How does Forescout help detect insider threats?
The Forescout Platform helps organizations detect and respond to all types of cybersecurity threats, including insider threats – continuously and automatically. Forescout XDR, the extended detection and response component of the platform, collects and analyzes large amounts of data from multiple sources, such as network logs, endpoint activity and cloud security events, to identify unusual behavior and potential security incidents. Features that help detect and respond to insider threats include:
- User and device behavioral analysis: Forescout XDR uses cross-product correlation, user and entity behavior analytics (UEBA) and baselining to analyze user and device behaviors. This helps you quickly detect and respond to unusual or suspicious activity, including potential insider threats.
- Automated response: Forescout XDR provides automated response capabilities that can be triggered based on specific security events or incidents. This helps you respond quickly to potential insider threats without the need for manual intervention.
- Integrations with security tools: Forescout XDR integrates with a wide range of security tools, such as firewalls, intrusion prevention systems (IPS) and security information and event management (SIEM) systems. This integration enhances your overall security posture and helps provide a more comprehensive view of potential insider threats.
- Cloud security: Forescout XDR provides cloud security capabilities that help you secure cloud-based resources and applications. This includes the ability to detect and respond to potential insider threats that occur within cloud environments.
Detect and respond more efficiently to all types of true threats – including insider threats.
Insider threat detection model in Forescout Cloud
The best way to reduce negligent insider threats
Threat detection analytics and related capabilities grow more sophisticated every year. They must if organizations want to keep pace with – and outsmart – constantly evolving TTPs. For one type of insider threat, you have an even more powerful tool in your toolbox: cybersecurity awareness training.
One of the conclusions of the CSRB review of LAPSUS$ is that “employee awareness and insider risk management factored heavily into whether organizations defended well against this class of threat actors.”

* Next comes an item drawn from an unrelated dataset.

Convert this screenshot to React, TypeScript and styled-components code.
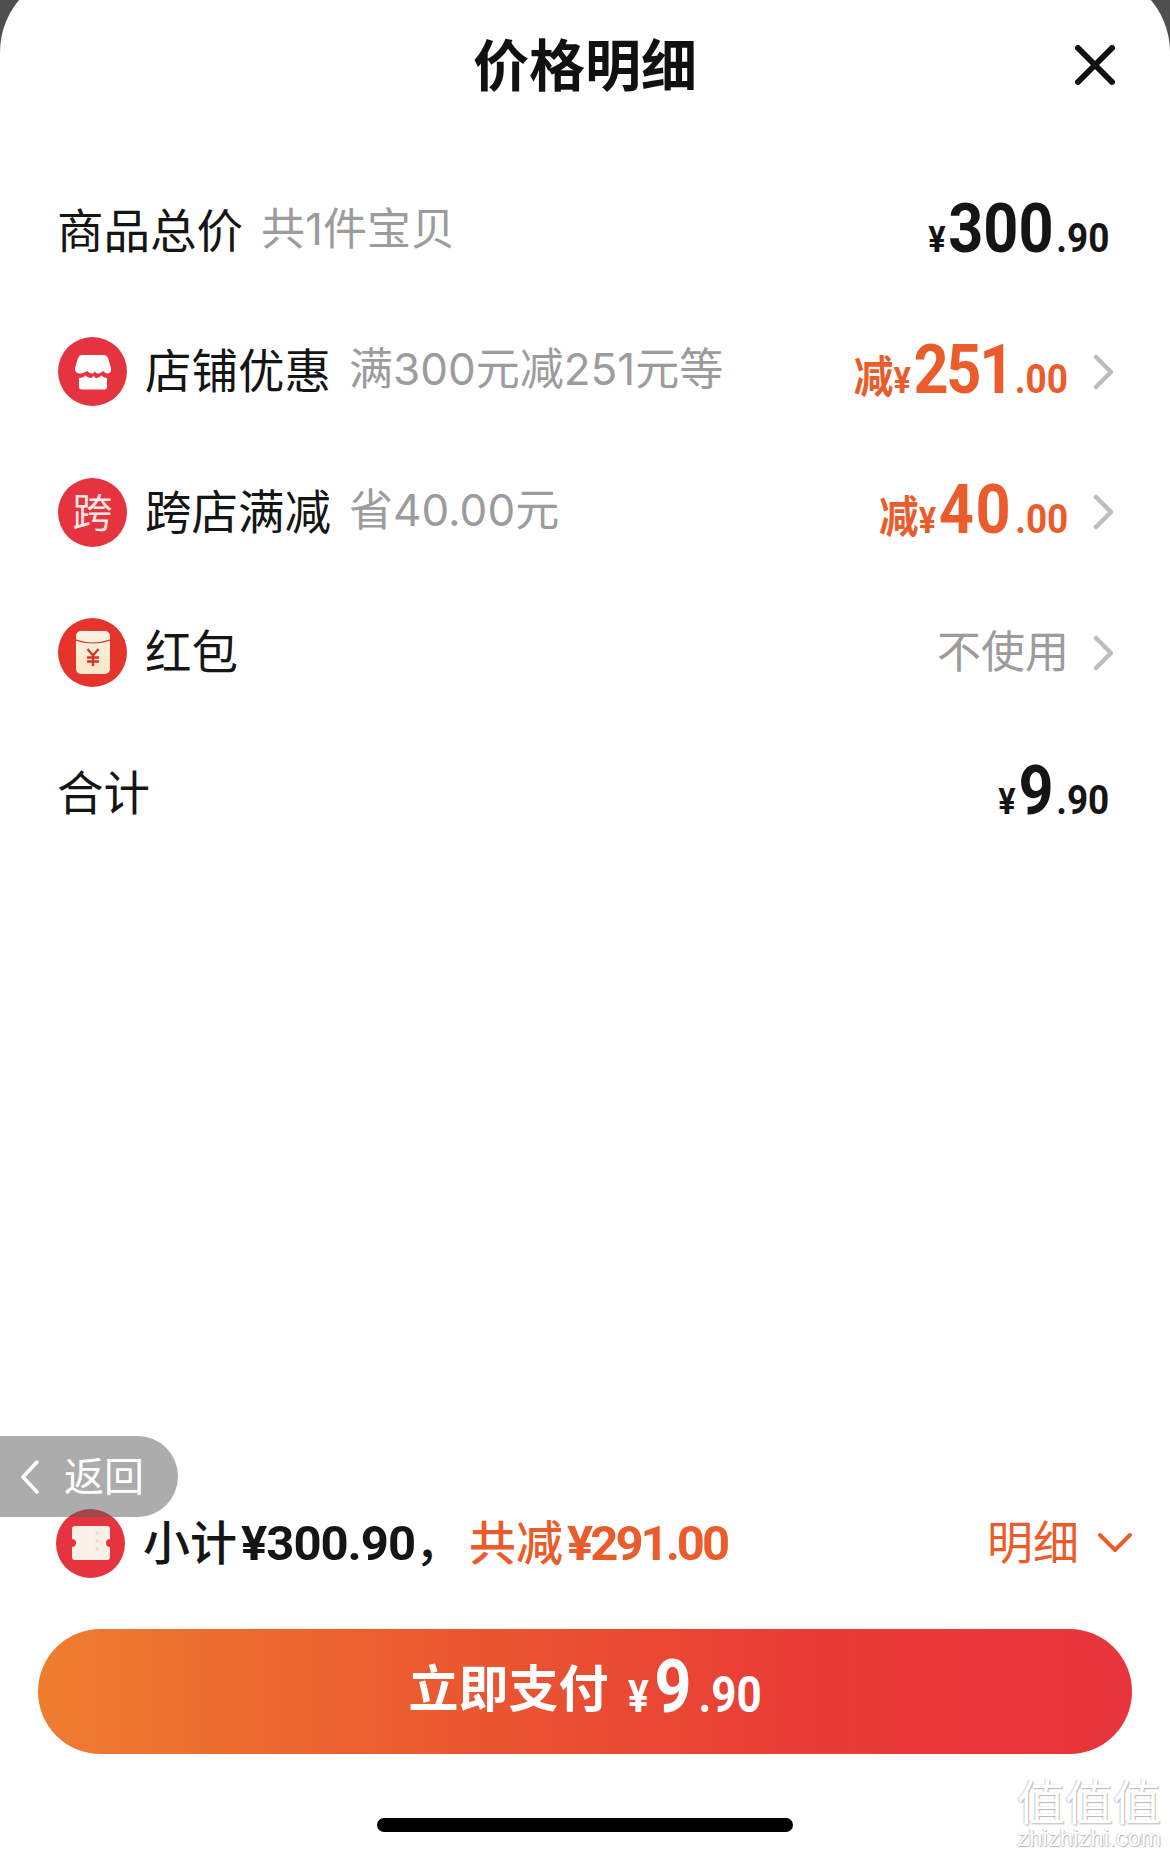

As mentioned earlier, negligent insider threats aren’t always caused by malicious behavior, but they nonetheless open the door to malicious attacks. According to one study, 56% of insider incidents are caused by negligent employees or contractors – compared to 26% caused by malicious insiders.
Offering quarterly, interactive cybersecurity awareness training can go a long way to change employee behavior, perhaps not initially but definitely over time. It’s also one of the best ways to reinforce a security culture and foster healthy suspicion. As a bonus, a high-profile, proactive culture of security may discourage malicious insider threats.